Frequently Asked Questions
Can I remove any bad review from Google if I do not like it?
No. Google only removes reviews that violate its content policies, such as fake reviews, spam, hate speech, or explicit content. If a review is a genuine expression of a customer’s experience, even if you believe it is unfair or exaggerated, Google will not remove it simply because you dislike it. Your best options in that case are to respond professionally and work on generating more positive reviews to dilute the impact.
How long does it take Google to remove a flagged review?
The timeline varies. Simple cases where the policy violation is obvious can be resolved in three to seven business days. More complex cases, particularly those involving coordinated fake review attacks, can take two to six weeks, especially if you need to escalate to human support agents or use the Small Business Redressal Form. There is no guaranteed timeline, which is why starting the process early matters.

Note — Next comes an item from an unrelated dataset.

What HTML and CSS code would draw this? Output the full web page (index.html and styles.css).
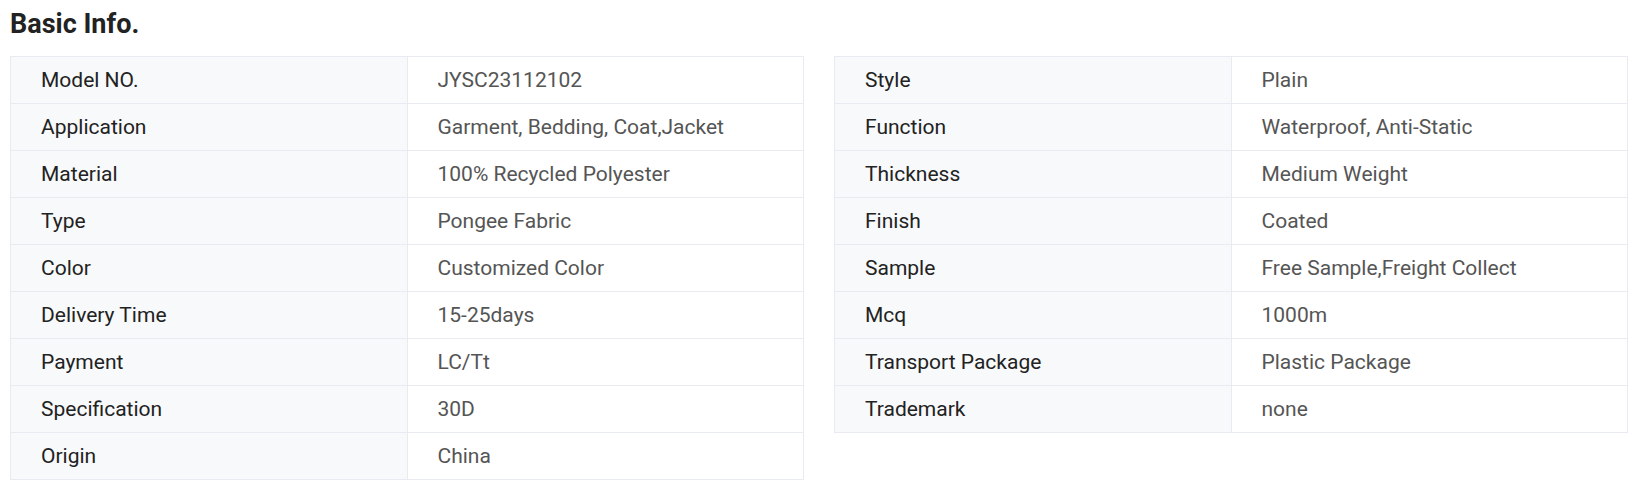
FILE: index.html
```html
<!DOCTYPE html>
<html lang="en">
<head>
<meta charset="utf-8">
<title>Basic Info.</title>
<link rel="stylesheet" href="styles.css">
</head>
<body>
<div class="page">
  <h2 class="title">Basic Info.</h2>
  <div class="tables">
    <table class="info">
      <tr><td class="label">Model NO.</td><td class="value">JYSC23112102</td></tr>
      <tr><td class="label">Application</td><td class="value">Garment, Bedding, Coat,Jacket</td></tr>
      <tr><td class="label">Material</td><td class="value">100% Recycled Polyester</td></tr>
      <tr><td class="label">Type</td><td class="value">Pongee Fabric</td></tr>
      <tr><td class="label">Color</td><td class="value">Customized Color</td></tr>
      <tr><td class="label">Delivery Time</td><td class="value">15-25days</td></tr>
      <tr><td class="label">Payment</td><td class="value">LC/Tt</td></tr>
      <tr><td class="label">Specification</td><td class="value">30D</td></tr>
      <tr><td class="label">Origin</td><td class="value">China</td></tr>
    </table>
    <table class="info">
      <tr><td class="label">Style</td><td class="value">Plain</td></tr>
      <tr><td class="label">Function</td><td class="value">Waterproof, Anti-Static</td></tr>
      <tr><td class="label">Thickness</td><td class="value">Medium Weight</td></tr>
      <tr><td class="label">Finish</td><td class="value">Coated</td></tr>
      <tr><td class="label">Sample</td><td class="value">Free Sample,Freight Collect</td></tr>
      <tr><td class="label">Mcq</td><td class="value">1000m</td></tr>
      <tr><td class="label">Transport Package</td><td class="value">Plastic Package</td></tr>
      <tr><td class="label">Trademark</td><td class="value">none</td></tr>
    </table>
  </div>
</div>
</body>
</html>
```

FILE: styles.css
```css
html, body {
  margin: 0;
  padding: 0;
  background: #ffffff;
}

.page {
  padding: 8px 14px 0 10px;
  font-family: Roboto, "Liberation Sans", Arial, sans-serif;
}

.title {
  margin: 0 0 16px 0;
  font-size: 27px;
  line-height: 32px;
  font-weight: 700;
  color: #222222;
}

.tables {
  display: flex;
  align-items: flex-start;
  gap: 30px;
}

.info {
  width: 794px;
  border-collapse: collapse;
  table-layout: fixed;
}

.info td {
  height: 47px;
  padding: 0 30px;
  border: 1px solid #e8ecf2;
  font-size: 21px;
  line-height: 24px;
  vertical-align: middle;
  box-sizing: border-box;
  white-space: nowrap;
}

.info td.label {
  background: #f8f9fb;
  color: #222222;
}

.info td.value {
  background: #ffffff;
  color: #555555;
}

.info td.label,
.info td.value {
  width: 50%;
}
```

Will responding to a bad review make things worse?
A poorly written, defensive, or angry response can absolutely make things worse and may draw more attention to the negative review. However, a calm, empathetic, and professional response almost always helps. It signals to future readers that you take customer concerns seriously. The key is to keep responses concise, avoid being confrontational, and offer to resolve the issue privately rather than debating publicly.
Is it legal to ask customers to remove their reviews?
Asking a customer to reconsider or remove their review after you have resolved their issue is generally acceptable. What is not acceptable, and violates both Google’s policies and consumer protection principles in many jurisdictions, is offering incentives such as discounts or free products in exchange for review removal or modification. Keep any conversations about reviews focused on genuine service recovery, not transactional arrangements.
What should I do if a competitor is leaving fake negative reviews?
Start by documenting all evidence: reviewer profile history, timestamps, similar phrasing patterns, and any reviews the same profiles have left on your competitor’s page. Flag each fake review through Google Business Profile. Escalate to Google support with your compiled evidence. If the attack is coordinated and involves multiple fake reviews posted in a short window, use Google’s Small Business Redressal Complaint Form. In severe cases, you may also want to consult a legal professional about options related to defamation or tortious interference.